Exercise objective → Do not copy the pictures; transcribe all other material exactly.

Information provided →
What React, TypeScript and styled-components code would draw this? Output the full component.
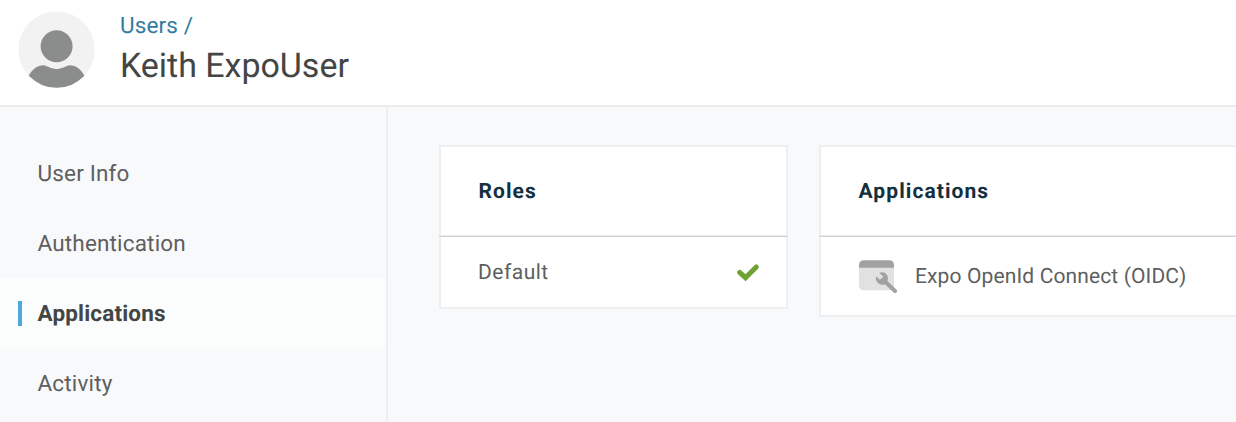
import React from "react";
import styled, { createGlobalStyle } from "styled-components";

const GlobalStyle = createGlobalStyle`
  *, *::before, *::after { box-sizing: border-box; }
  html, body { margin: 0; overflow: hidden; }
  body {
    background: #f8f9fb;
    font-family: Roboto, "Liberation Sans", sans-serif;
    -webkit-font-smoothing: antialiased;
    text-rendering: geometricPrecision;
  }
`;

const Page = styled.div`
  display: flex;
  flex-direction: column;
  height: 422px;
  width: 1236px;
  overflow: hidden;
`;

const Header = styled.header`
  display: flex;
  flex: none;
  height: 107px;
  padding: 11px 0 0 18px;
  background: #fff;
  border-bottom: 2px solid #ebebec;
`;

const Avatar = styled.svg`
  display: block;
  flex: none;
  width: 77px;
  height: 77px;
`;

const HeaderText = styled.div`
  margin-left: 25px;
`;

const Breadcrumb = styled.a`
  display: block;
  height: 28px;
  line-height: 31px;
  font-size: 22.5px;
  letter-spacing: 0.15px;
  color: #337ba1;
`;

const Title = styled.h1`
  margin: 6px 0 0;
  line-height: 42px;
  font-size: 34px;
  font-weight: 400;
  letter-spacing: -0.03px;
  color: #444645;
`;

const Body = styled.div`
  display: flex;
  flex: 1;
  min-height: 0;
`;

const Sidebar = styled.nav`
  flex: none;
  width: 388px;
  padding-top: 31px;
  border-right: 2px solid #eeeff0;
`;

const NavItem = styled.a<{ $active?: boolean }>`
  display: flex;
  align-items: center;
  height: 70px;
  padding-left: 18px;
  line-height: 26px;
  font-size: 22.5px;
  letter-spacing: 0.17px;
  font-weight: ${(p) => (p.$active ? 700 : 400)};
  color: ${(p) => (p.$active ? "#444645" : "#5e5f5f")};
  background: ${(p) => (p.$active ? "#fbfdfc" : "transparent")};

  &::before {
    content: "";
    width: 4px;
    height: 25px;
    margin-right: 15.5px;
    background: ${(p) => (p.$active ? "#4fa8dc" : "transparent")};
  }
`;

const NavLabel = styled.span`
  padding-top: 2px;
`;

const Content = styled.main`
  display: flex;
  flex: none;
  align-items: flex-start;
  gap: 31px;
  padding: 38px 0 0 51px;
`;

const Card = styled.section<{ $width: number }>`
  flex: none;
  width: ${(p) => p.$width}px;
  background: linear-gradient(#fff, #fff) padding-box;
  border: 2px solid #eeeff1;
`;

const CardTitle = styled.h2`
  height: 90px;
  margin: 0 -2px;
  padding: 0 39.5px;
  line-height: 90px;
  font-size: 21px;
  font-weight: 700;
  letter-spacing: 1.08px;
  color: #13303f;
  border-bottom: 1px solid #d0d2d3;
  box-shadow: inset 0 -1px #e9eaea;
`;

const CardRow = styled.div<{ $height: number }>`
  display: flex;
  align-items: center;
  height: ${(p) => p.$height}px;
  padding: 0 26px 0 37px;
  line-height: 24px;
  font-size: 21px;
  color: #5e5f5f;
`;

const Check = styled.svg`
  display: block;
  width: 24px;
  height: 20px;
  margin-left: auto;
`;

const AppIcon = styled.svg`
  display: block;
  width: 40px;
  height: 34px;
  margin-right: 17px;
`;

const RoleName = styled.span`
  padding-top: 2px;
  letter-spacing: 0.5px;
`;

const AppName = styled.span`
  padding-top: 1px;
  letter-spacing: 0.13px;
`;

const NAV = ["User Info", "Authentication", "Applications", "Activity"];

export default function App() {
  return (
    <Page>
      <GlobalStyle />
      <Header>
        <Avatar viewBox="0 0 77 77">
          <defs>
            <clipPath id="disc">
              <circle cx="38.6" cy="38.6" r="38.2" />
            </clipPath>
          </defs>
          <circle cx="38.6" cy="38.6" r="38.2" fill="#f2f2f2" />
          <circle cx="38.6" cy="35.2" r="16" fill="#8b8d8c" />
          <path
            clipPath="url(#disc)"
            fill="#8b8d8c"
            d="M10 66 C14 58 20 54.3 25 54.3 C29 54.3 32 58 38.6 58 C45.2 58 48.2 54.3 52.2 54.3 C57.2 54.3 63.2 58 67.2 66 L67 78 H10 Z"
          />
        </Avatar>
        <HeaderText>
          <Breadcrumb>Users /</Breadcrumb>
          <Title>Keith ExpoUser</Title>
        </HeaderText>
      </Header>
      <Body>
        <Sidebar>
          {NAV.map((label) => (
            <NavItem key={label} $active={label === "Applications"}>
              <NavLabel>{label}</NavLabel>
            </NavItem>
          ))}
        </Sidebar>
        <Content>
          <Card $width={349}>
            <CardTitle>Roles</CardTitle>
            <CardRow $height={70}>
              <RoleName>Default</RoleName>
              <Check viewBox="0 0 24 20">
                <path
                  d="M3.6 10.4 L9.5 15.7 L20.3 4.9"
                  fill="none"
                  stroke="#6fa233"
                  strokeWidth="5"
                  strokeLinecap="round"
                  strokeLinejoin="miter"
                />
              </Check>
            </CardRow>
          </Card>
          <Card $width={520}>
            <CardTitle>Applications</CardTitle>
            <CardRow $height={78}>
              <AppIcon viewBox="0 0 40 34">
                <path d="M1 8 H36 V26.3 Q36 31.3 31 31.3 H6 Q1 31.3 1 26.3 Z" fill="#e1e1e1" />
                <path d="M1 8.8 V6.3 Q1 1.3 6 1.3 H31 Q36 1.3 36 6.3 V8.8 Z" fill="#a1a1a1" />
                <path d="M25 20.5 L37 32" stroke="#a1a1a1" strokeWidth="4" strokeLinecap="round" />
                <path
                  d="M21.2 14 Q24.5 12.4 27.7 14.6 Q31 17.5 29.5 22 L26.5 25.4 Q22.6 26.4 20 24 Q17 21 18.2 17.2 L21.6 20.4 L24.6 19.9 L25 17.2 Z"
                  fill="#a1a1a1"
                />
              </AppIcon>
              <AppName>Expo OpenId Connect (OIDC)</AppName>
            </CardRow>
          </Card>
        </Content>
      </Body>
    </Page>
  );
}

Result for this exercise →
What React, TypeScript and styled-components code would draw this? Output the full component.
import React from "react";
import styled, { createGlobalStyle } from "styled-components";

const GlobalStyle = createGlobalStyle`
  *, *::before, *::after { box-sizing: border-box; }
  html, body { margin: 0; overflow: hidden; }
  body {
    background: #f8f9fb;
    font-family: Roboto, "Liberation Sans", sans-serif;
    -webkit-font-smoothing: antialiased;
    text-rendering: geometricPrecision;
  }
`;

const Page = styled.div`
  display: flex;
  flex-direction: column;
  height: 422px;
  width: 1236px;
  overflow: hidden;
`;

const Header = styled.header`
  display: flex;
  flex: none;
  height: 107px;
  padding: 11px 0 0 18px;
  background: #fff;
  border-bottom: 2px solid #ebebec;
`;

const Avatar = styled.svg`
  display: block;
  flex: none;
  width: 77px;
  height: 77px;
`;

const HeaderText = styled.div`
  margin-left: 25px;
`;

const Breadcrumb = styled.a`
  display: block;
  height: 28px;
  line-height: 31px;
  font-size: 22.5px;
  letter-spacing: 0.15px;
  color: #337ba1;
`;

const Title = styled.h1`
  margin: 6px 0 0;
  line-height: 42px;
  font-size: 34px;
  font-weight: 400;
  letter-spacing: -0.03px;
  color: #444645;
`;

const Body = styled.div`
  display: flex;
  flex: 1;
  min-height: 0;
`;

const Sidebar = styled.nav`
  flex: none;
  width: 388px;
  padding-top: 31px;
  border-right: 2px solid #eeeff0;
`;

const NavItem = styled.a<{ $active?: boolean }>`
  display: flex;
  align-items: center;
  height: 70px;
  padding-left: 18px;
  line-height: 26px;
  font-size: 22.5px;
  letter-spacing: 0.17px;
  font-weight: ${(p) => (p.$active ? 700 : 400)};
  color: ${(p) => (p.$active ? "#444645" : "#5e5f5f")};
  background: ${(p) => (p.$active ? "#fbfdfc" : "transparent")};

  &::before {
    content: "";
    width: 4px;
    height: 25px;
    margin-right: 15.5px;
    background: ${(p) => (p.$active ? "#4fa8dc" : "transparent")};
  }
`;

const NavLabel = styled.span`
  padding-top: 2px;
`;

const Content = styled.main`
  display: flex;
  flex: none;
  align-items: flex-start;
  gap: 31px;
  padding: 38px 0 0 51px;
`;

const Card = styled.section<{ $width: number }>`
  flex: none;
  width: ${(p) => p.$width}px;
  background: linear-gradient(#fff, #fff) padding-box;
  border: 2px solid #eeeff1;
`;

const CardTitle = styled.h2`
  height: 90px;
  margin: 0 -2px;
  padding: 0 39.5px;
  line-height: 90px;
  font-size: 21px;
  font-weight: 700;
  letter-spacing: 1.08px;
  color: #13303f;
  border-bottom: 1px solid #d0d2d3;
  box-shadow: inset 0 -1px #e9eaea;
`;

const CardRow = styled.div<{ $height: number }>`
  display: flex;
  align-items: center;
  height: ${(p) => p.$height}px;
  padding: 0 26px 0 37px;
  line-height: 24px;
  font-size: 21px;
  color: #5e5f5f;
`;

const Check = styled.svg`
  display: block;
  width: 24px;
  height: 20px;
  margin-left: auto;
`;

const AppIcon = styled.svg`
  display: block;
  width: 40px;
  height: 34px;
  margin-right: 17px;
`;

const RoleName = styled.span`
  padding-top: 2px;
  letter-spacing: 0.5px;
`;

const AppName = styled.span`
  padding-top: 1px;
  letter-spacing: 0.13px;
`;

const NAV = ["User Info", "Authentication", "Applications", "Activity"];

export default function App() {
  return (
    <Page>
      <GlobalStyle />
      <Header>
        <Avatar viewBox="0 0 77 77">
          <defs>
            <clipPath id="disc">
              <circle cx="38.6" cy="38.6" r="38.2" />
            </clipPath>
          </defs>
          <circle cx="38.6" cy="38.6" r="38.2" fill="#f2f2f2" />
          <circle cx="38.6" cy="35.2" r="16" fill="#8b8d8c" />
          <path
            clipPath="url(#disc)"
            fill="#8b8d8c"
            d="M10 66 C14 58 20 54.3 25 54.3 C29 54.3 32 58 38.6 58 C45.2 58 48.2 54.3 52.2 54.3 C57.2 54.3 63.2 58 67.2 66 L67 78 H10 Z"
          />
        </Avatar>
        <HeaderText>
          <Breadcrumb>Users /</Breadcrumb>
          <Title>Keith ExpoUser</Title>
        </HeaderText>
      </Header>
      <Body>
        <Sidebar>
          {NAV.map((label) => (
            <NavItem key={label} $active={label === "Applications"}>
              <NavLabel>{label}</NavLabel>
            </NavItem>
          ))}
        </Sidebar>
        <Content>
          <Card $width={349}>
            <CardTitle>Roles</CardTitle>
            <CardRow $height={70}>
              <RoleName>Default</RoleName>
              <Check viewBox="0 0 24 20">
                <path
                  d="M3.6 10.4 L9.5 15.7 L20.3 4.9"
                  fill="none"
                  stroke="#6fa233"
                  strokeWidth="5"
                  strokeLinecap="round"
                  strokeLinejoin="miter"
                />
              </Check>
            </CardRow>
          </Card>
          <Card $width={520}>
            <CardTitle>Applications</CardTitle>
            <CardRow $height={78}>
              <AppIcon viewBox="0 0 40 34">
                <path d="M1 8 H36 V26.3 Q36 31.3 31 31.3 H6 Q1 31.3 1 26.3 Z" fill="#e1e1e1" />
                <path d="M1 8.8 V6.3 Q1 1.3 6 1.3 H31 Q36 1.3 36 6.3 V8.8 Z" fill="#a1a1a1" />
                <path d="M25 20.5 L37 32" stroke="#a1a1a1" strokeWidth="4" strokeLinecap="round" />
                <path
                  d="M21.2 14 Q24.5 12.4 27.7 14.6 Q31 17.5 29.5 22 L26.5 25.4 Q22.6 26.4 20 24 Q17 21 18.2 17.2 L21.6 20.4 L24.6 19.9 L25 17.2 Z"
                  fill="#a1a1a1"
                />
              </AppIcon>
              <AppName>Expo OpenId Connect (OIDC)</AppName>
            </CardRow>
          </Card>
        </Content>
      </Body>
    </Page>
  );
}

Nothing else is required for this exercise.